I first heard of Visheswar Dutt Saklani in 1984, when Sunderlal Bahuguna told me of “the man who planted 30,000 trees”. Bahuguna, in Europe at the time, was one of the leaders of the grass-roots Chipko Movement, which was founded in the 1970s to conserve Himalayan forests in India.

The next year I had a chance to spend five months journeying through the Hindu Kush and the Himalayas, travelling from Pakistan through India to Nepal. The village of Saklana was my first destination after I reached the foothills of the Indian Himalayas. It was not difficult to find Visheswar Dutt Saklani; he was well-known here for having raised literally tens of thousands of trees, which had since become an entire forest of oak. He was the man who cared for Siva’s locks and watched over their regeneration. In the Himalayan foothills of India, Siva’s bountiful locks of hair are, of course, a metaphor for the forest.

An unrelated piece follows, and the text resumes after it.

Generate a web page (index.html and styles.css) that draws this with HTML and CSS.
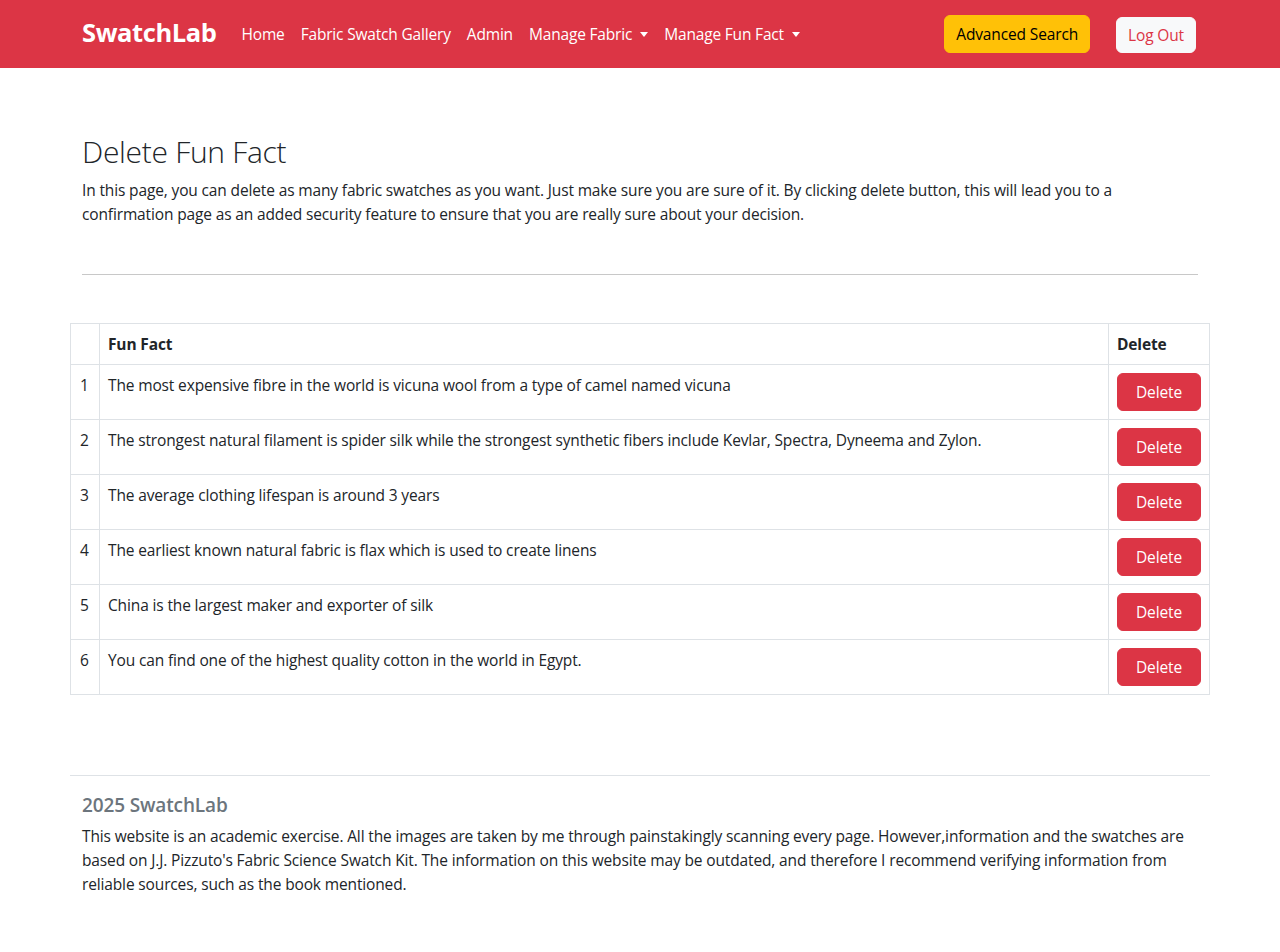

The story of Saklani’s forest began with a tragic event in January 1947, the day on which his brother was shot and killed in the struggle for Indian independence. In his grief, Saklani decided to establish a forest in his brother’s memory. Each year on the 11th of January, friends and relations gather with Visheswar Dutt Saklani to plant more trees, which have since grown to constitute a forest of oak larger than 20 football fields.